I am living proof that at least when it comes to music, Old Folks Syndrome is not terminal. I admit to rather losing interest in the awful 1980s, the decade when the music almost died, and I was in severe danger of being a ‘Music-was-so-much-better-in-the-old-days’ bore. You see, my formative years were spent listening to and being obsessed by American rock music and little else. Nothing could be better than that, so why bother to search anything else out?
Apart from the middle class, middle aged luxury RV brigade at ‘Glasto’ who will doubtless be yearning for Lionel Ritchie and Tom Jones, I suspect most music lovers will be delighted by the bill on all the stages. And the smaller stages are where the really great stuff is, in my opinion. I would be wherever The National, Jordan Rakei, Confidence Man, Jungle, Corinne Bailey Rae, Barry Can’t Swim, Sofia Kourtesis, Fontaines DC, Arooj Aftab, Jamie XX and Sleaford Mods were playing. How in God’s name is that list of great acts ‘boring’, ‘worst line up ever’, ‘awful line up’ etc ad nauseum? And if you have never heard of anyone on the bill, except Coldplay, then whose fault is that?

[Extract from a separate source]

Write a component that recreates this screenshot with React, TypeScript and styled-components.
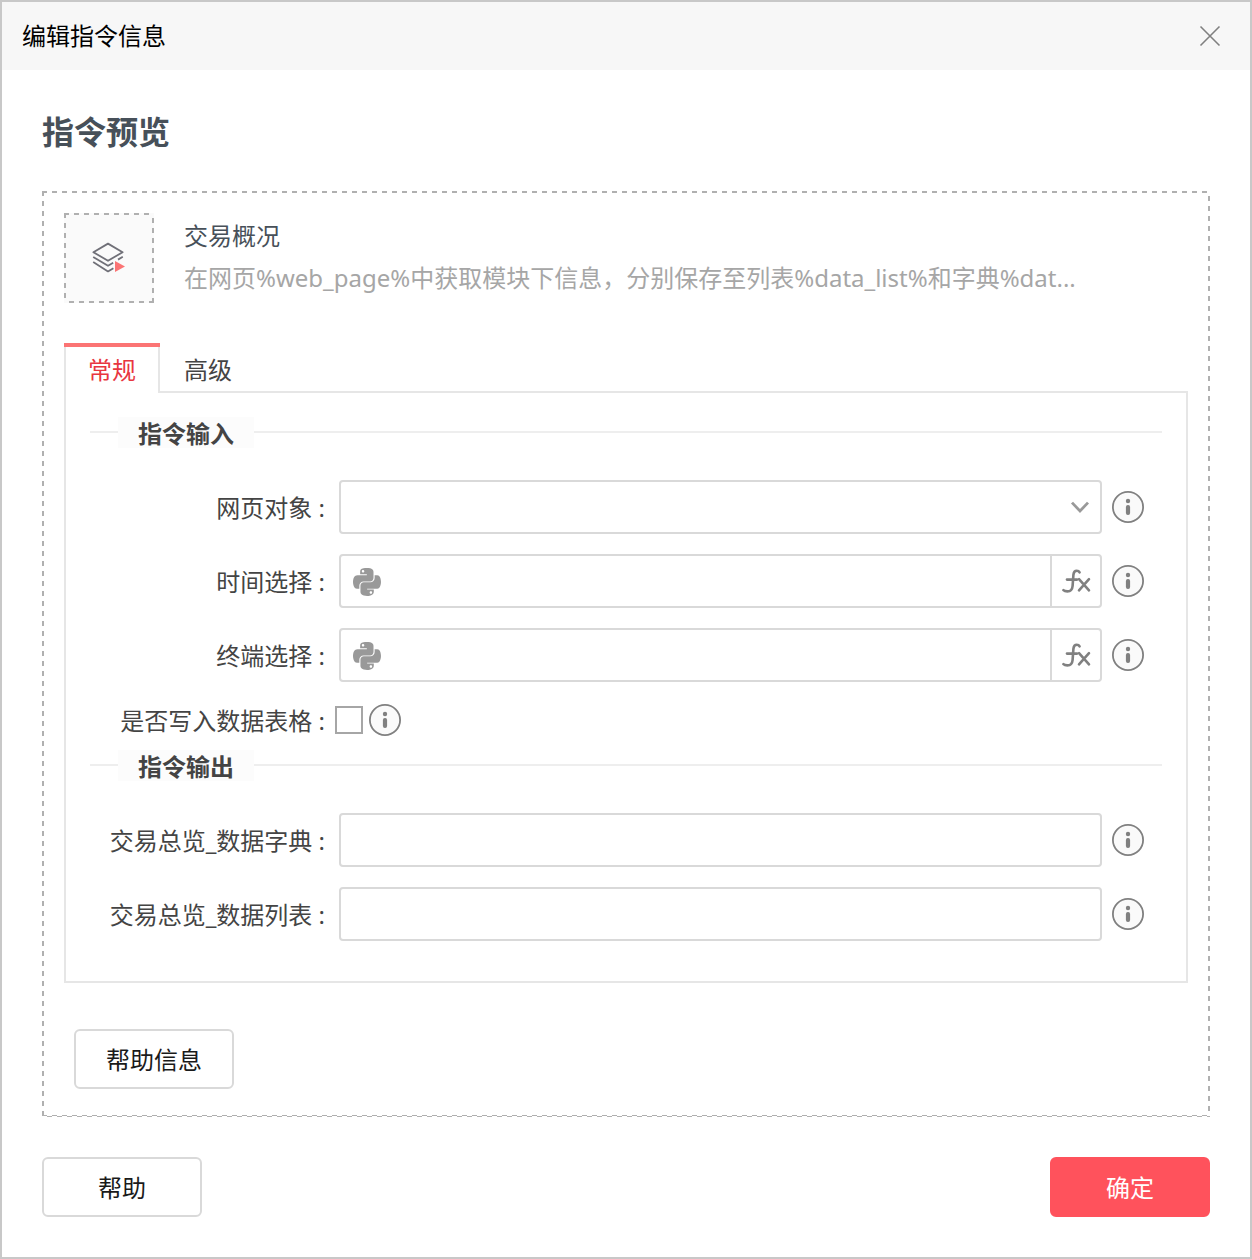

The Glastonbury Festival is ‘a five-day festival of contemporary performing arts’ which is actually held in Pilton and not Glastonbury at all. You can read what you like into that, defining contemporary as brand new or since pop music was invented, but it wouldn’t be that impressive if every single year the stages were packed with nothing but oldie bands and generic rock acts, other than to those who resent the fact that most of the music you will hear comes from this century.
Old Folks Syndrome demands that you hold the view that today’s music isn’t as good as the music from the past. That’s a fair view to hold, particularly if you have not listened to any new music at all and while I don’t think it’s true, I suppose if you feel that way then it’s your truth. But for every Beatles and Stones, there was a Bay City Rollers and a Lieutenant Pigeon (one for the teenagers, there).
I happen to think we live in the best time for music ever. We have the new music plus all the other music that has ever been made which makes us the lucky ones. But if you don’t like the line-up and haven’t heard of most of the artists, then no one is telling you to watch, are they? If you want the old stuff instead, it’s all there on commercial radio and at the BBC via Radio 2 and old episodes of Top of the Pops.